Vitamin D and calcium play a large role in the development of bone density and maintaining it over the years. Dr. O’Malley likes to use the analogy of putting money in the bank.

“You start making deposits into the bank at age 12 when you have your first babysitting job. The bank allows you to put money in until you are 25. At age 25, they stop taking deposits. The teller is Vitamin D and calcium is the money in this analogy, the bank is bone. Without the teller, you can’t make deposits. Without Vitamin D, calcium can’t get absorbed into the bone. Thereafter, somebody else comes along and just takes withdrawals out of your bank. They take withdrawals the rest of your life. If they take a lot of money out of the bank, then you will be in trouble. We want to slow down the rate of money taken out of the bank. After age 25, we want to slow down the reabsorption of bone, so it doesn’t get reabsorbed fast, and you have great bone density when you are 50.”

These are also the steps he includes in the treatment of osteoporosis, with some additional requirements.

“I prefer not to talk about treatment with medications as a first line because there are a lot of side effects,” said Dr. O’Malley. “I like to talk about quitting smoking and alcohol, getting out once a day to build on walking up to three miles a day every other day and one mile per day between those days.

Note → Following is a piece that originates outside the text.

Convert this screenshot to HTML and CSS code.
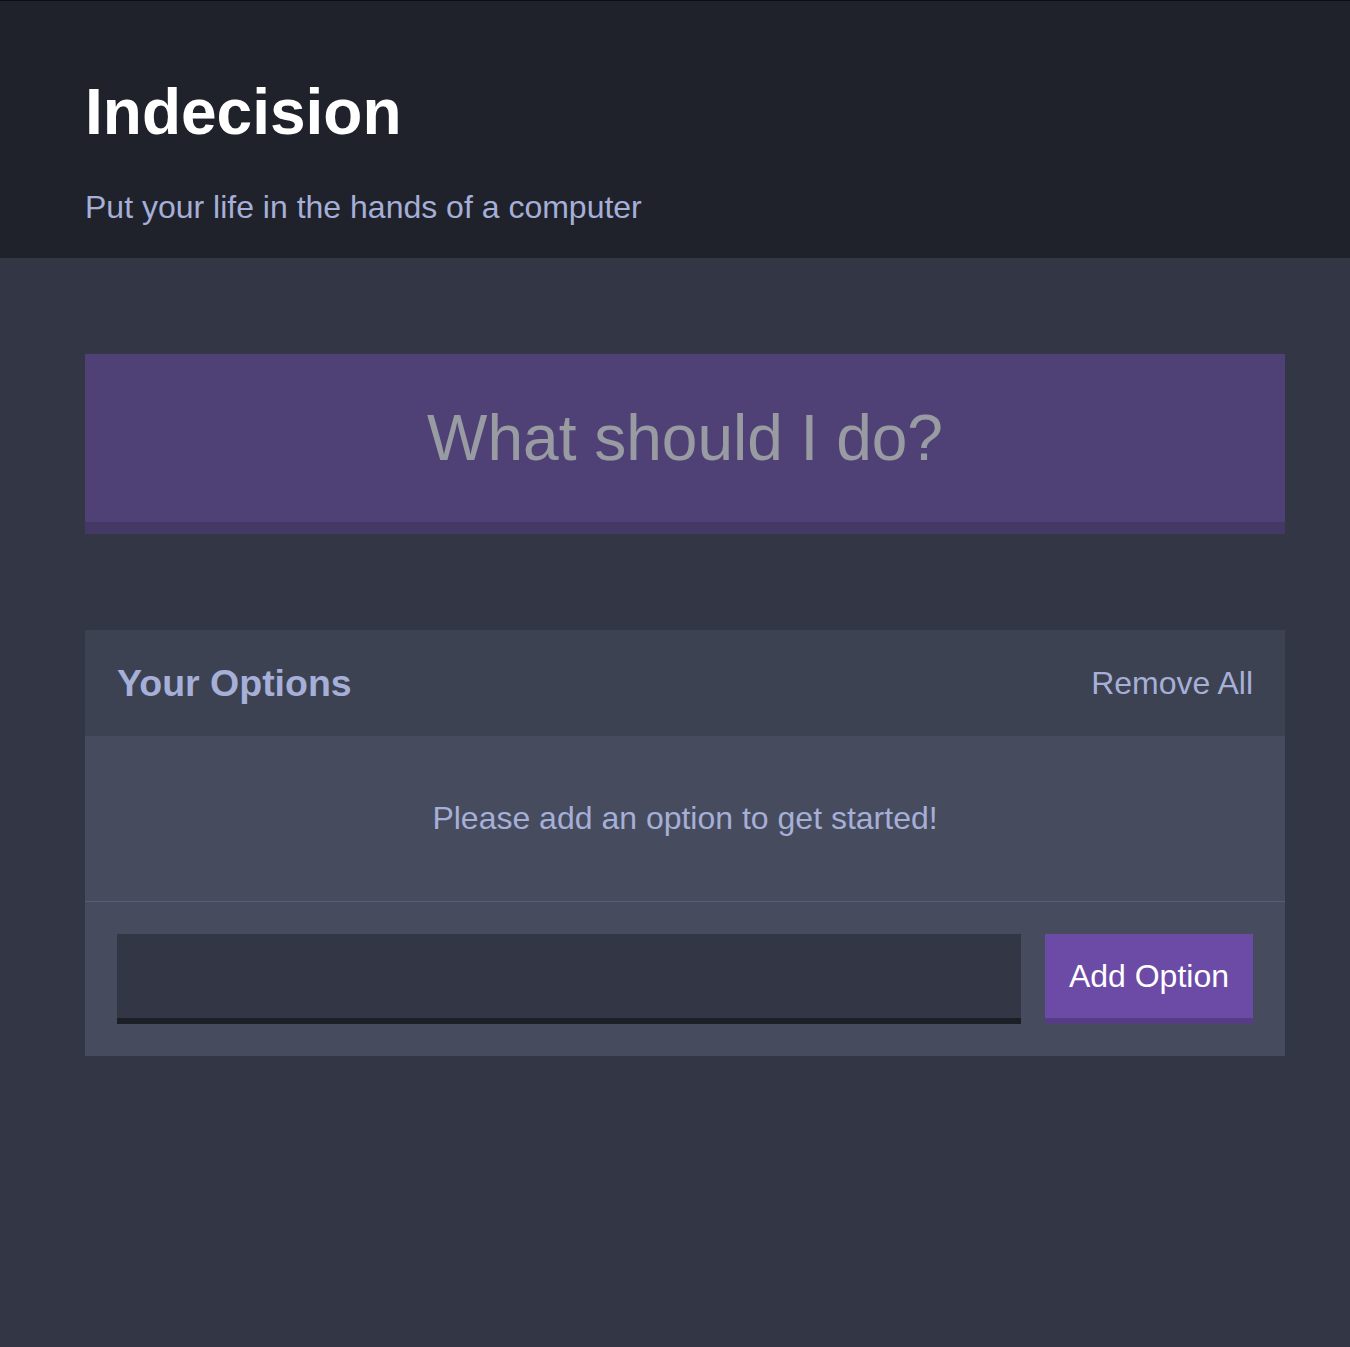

If you have a fracture, I will bump up the calcium to 2000 mg. per day and Vitamin D3 to 1200 mg per day.”

After six months of treatment using diet that includes foods high in calcium and Vitamin D, exercise, Vitamin D3 and Calcium supplements, and a review of the patient’s bone mass density test, he will then prescribe medication, if necessary.

Treatment with Medications

There are two types of treatment, anti-resorptive agents, which prevent the reabsorption of bone, and anabolic agents that stimulate new bone formation, said Dr. O’Malley.

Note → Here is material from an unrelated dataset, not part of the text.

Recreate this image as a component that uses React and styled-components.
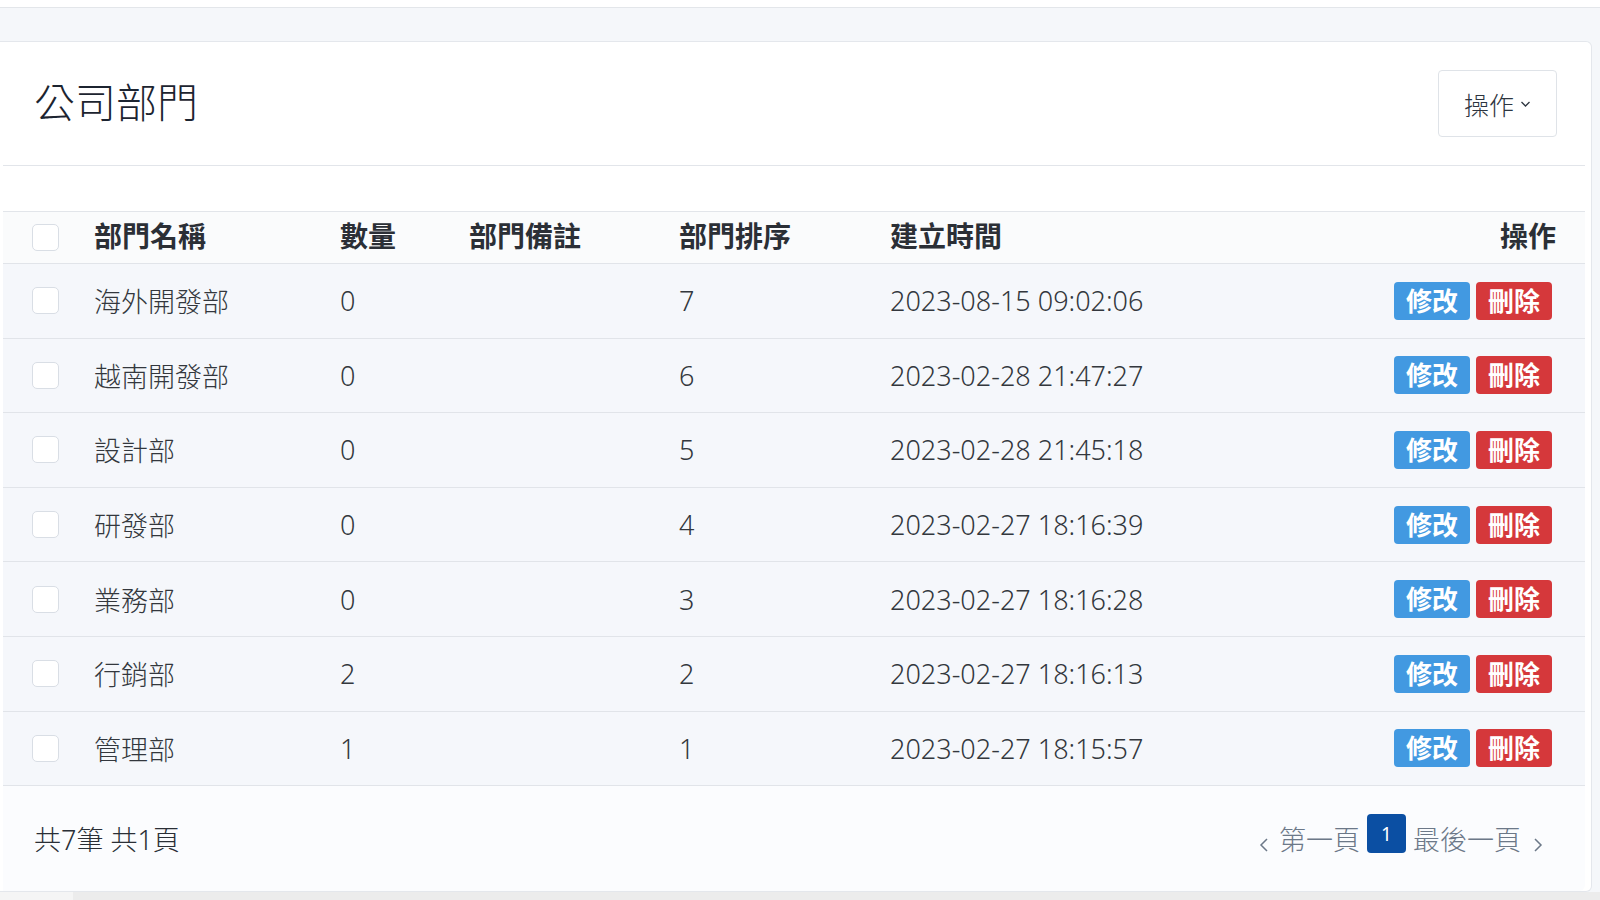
import React from 'react'
import styled, { createGlobalStyle } from 'styled-components'

const GlobalStyle = createGlobalStyle`
    html, body {
        margin: 0;
        padding: 0;
        background: #f5f7fa;
        font-family: "Noto Sans", "Noto Sans CJK TC", sans-serif;
        overflow: hidden;
    }
`

const TopStrip = styled.div`
    height: 7px;
    background: #ffffff;
    border-bottom: 1px solid #e3e6ea;
`

const Page = styled.div`
    padding: 33px 8px 0 0;
`

const Card = styled.div`
    background: #ffffff;
    border: 1px solid #e4e7ec;
    border-left: none;
    border-radius: 0 6px 6px 0;
    padding: 0 6px 0 3px;
    height: 851px;
    display: flex;
    flex-direction: column;
    box-sizing: border-box;
`

const CardHeader = styled.div`
    height: 123px;
    display: flex;
    align-items: center;
    justify-content: space-between;
    padding: 0 28px 0 31px;
    border-bottom: 1px solid #e2e5ea;
`

const Title = styled.h1`
    margin: 0 0 8px 0;
    font-size: 41px;
    font-weight: 300;
    color: #1c2430;
`

const DropButton = styled.button`
    width: 119px;
    height: 67px;
    background: #fff;
    border: 1px solid #dfe3e8;
    border-radius: 4px;
    font-family: inherit;
    font-size: 25px;
    font-weight: 300;
    color: #2d3540;
    display: flex;
    align-items: center;
    justify-content: center;
    gap: 6px;
    padding: 0;
`

const Spacer = styled.div`
    height: 45px;
    border-bottom: 1px solid #e2e5ea;
`

const Row = styled.div`
    display: grid;
    grid-template-columns: 91px 246px 129px 210px 211px 1fr 300px;
    align-items: center;
    height: ${p => (p.head ? '51px' : '73.6px')};
    background: ${p => (p.head ? '#fafbfc' : '#f5f7fb')};
    border-bottom: 1px solid #e1e4e9;
    font-size: ${p => (p.head ? '28px' : '27px')};
    font-weight: ${p => (p.head ? 700 : 300)};
    color: ${p => (p.head ? '#2b2f36' : '#33373d')};
`

const Cell = styled.div`
    white-space: nowrap;
    ${p => p.head && 'margin-top: -5px;'}
    ${p => p.right && `
        display: flex;
        justify-content: flex-end;
        gap: 6px;
        padding-right: ${p.head ? '29px' : '33px'};
    `}
`

const Check = styled.span`
    display: block;
    width: 25px;
    height: 25px;
    margin-left: 29px;
    background: #fff;
    border: 1px solid #d9dee5;
    border-radius: 5px;
`

const ActionButton = styled.button`
    height: 38px;
    padding: 0 12px;
    border: none;
    border-radius: 4px;
    background: ${p => (p.danger ? '#d5383b' : '#4299e1')};
    color: #fff;
    font-family: inherit;
    font-size: 26px;
    font-weight: 700;
    line-height: 38px;
`

const Footer = styled.div`
    flex: 1;
    background: #fbfcfe;
    display: flex;
    align-items: center;
    justify-content: space-between;
    padding: 0 41px 0 31px;
    border-radius: 0 0 6px 0;
`

const Total = styled.span`
    font-size: 27px;
    font-weight: 300;
    color: #2a2f36;
`

const Pager = styled.div`
    display: flex;
    align-items: center;
    gap: 7px;
    font-size: 27px;
    font-weight: 300;
    color: #6c7888;
`

const PageBox = styled.span`
    width: 39px;
    height: 39px;
    border-radius: 4px;
    background: #0b4fa3;
    color: #fff;
    font-size: 19px;
    font-weight: 400;
    display: flex;
    align-items: center;
    justify-content: center;
    margin-bottom: 10px;
`

const Chevron = styled.svg`
    width: 12px;
    height: 18px;
    margin-top: 12px;
    ${p => (p.left ? 'margin-right: 2px;' : 'margin-left: 4px;')}
`

const ScrollTrack = styled.div`
    height: 10px;
    background: #ececec;
    display: flex;
`

const ScrollStart = styled.div`
    width: 73px;
    background: #f5f5f5;
`

const rows = [
    { name: '海外開發部', qty: 0, sort: 7, time: '2023-08-15 09:02:06' },
    { name: '越南開發部', qty: 0, sort: 6, time: '2023-02-28 21:47:27' },
    { name: '設計部', qty: 0, sort: 5, time: '2023-02-28 21:45:18' },
    { name: '研發部', qty: 0, sort: 4, time: '2023-02-27 18:16:39' },
    { name: '業務部', qty: 0, sort: 3, time: '2023-02-27 18:16:28' },
    { name: '行銷部', qty: 2, sort: 2, time: '2023-02-27 18:16:13' },
    { name: '管理部', qty: 1, sort: 1, time: '2023-02-27 18:15:57' },
]

const App = () => {
    return (
        <>
            <GlobalStyle />
            <TopStrip />
            <Page>
                <Card>
                    <CardHeader>
                        <Title>公司部門</Title>
                        <DropButton>
                            操作
                            <svg width="11" height="8" viewBox="0 0 11 8">
                                <path d="M1.5 2 L5.5 6 L9.5 2" fill="none" stroke="#2d3540" strokeWidth="1.3" />
                            </svg>
                        </DropButton>
                    </CardHeader>
                    <Spacer />
                    <Row head>
                        <Cell><Check /></Cell>
                        <Cell head>部門名稱</Cell>
                        <Cell head>數量</Cell>
                        <Cell head>部門備註</Cell>
                        <Cell head>部門排序</Cell>
                        <Cell head>建立時間</Cell>
                        <Cell right head>操作</Cell>
                    </Row>
                    {rows.map(r => (
                        <Row key={r.name}>
                            <Cell><Check /></Cell>
                            <Cell>{r.name}</Cell>
                            <Cell>{r.qty}</Cell>
                            <Cell></Cell>
                            <Cell>{r.sort}</Cell>
                            <Cell>{r.time}</Cell>
                            <Cell right>
                                <ActionButton>修改</ActionButton>
                                <ActionButton danger>刪除</ActionButton>
                            </Cell>
                        </Row>
                    ))}
                    <Footer>
                        <Total>共7筆 共1頁</Total>
                        <Pager>
                            <Chevron left viewBox="0 0 12 18">
                                <path d="M9 3 L3 9 L9 15" fill="none" stroke="#6c7888" strokeWidth="1.5" />
                            </Chevron>
                            <span>第一頁</span>
                            <PageBox>1</PageBox>
                            <span>最後一頁</span>
                            <Chevron viewBox="0 0 12 18">
                                <path d="M3 3 L9 9 L3 15" fill="none" stroke="#6c7888" strokeWidth="1.5" />
                            </Chevron>
                        </Pager>
                    </Footer>
                </Card>
            </Page>
            <ScrollTrack>
                <ScrollStart />
            </ScrollTrack>
        </>
    )
}

export default App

Anti-resorptive agents include bisphosphonates, which slow down or inhibit the loss of bone, according to the Federal Drug Administration (FDA). They include Actonel, Atelvia, Boniva and Fosamax and generic products. Dr. O’Malley also prescribes Prolia, which is an injection every six months.

Estrogen hormone replacement therapy and SERMS (Selective Estrogen Receptor Modulators) help to maintain bone density.

One of the anabolic agents recently approved for use in 2019 is Evenity, said Dr. O’Malley. It is an injection given every month for 12 months and it blocks the critical protein that breaks down bone, so it allows new bone formation and an increase in bone density. “It’s a great medication,” he said.

Patients are on an anabolic agent for two years followed by an anti-resorptive agent like a bisphosphonate for five years.

“The trick of good osteoporosis treatment is utilizing both,” said Dr. O’Malley. “We want to turn on bone formation for two years and then we want to shut that off, so we stop the reabsorption of bone for five years. It’s critical to have regular follow-ups. Patients should be seen every six months by a healthcare provider with experience in osteoporosis.”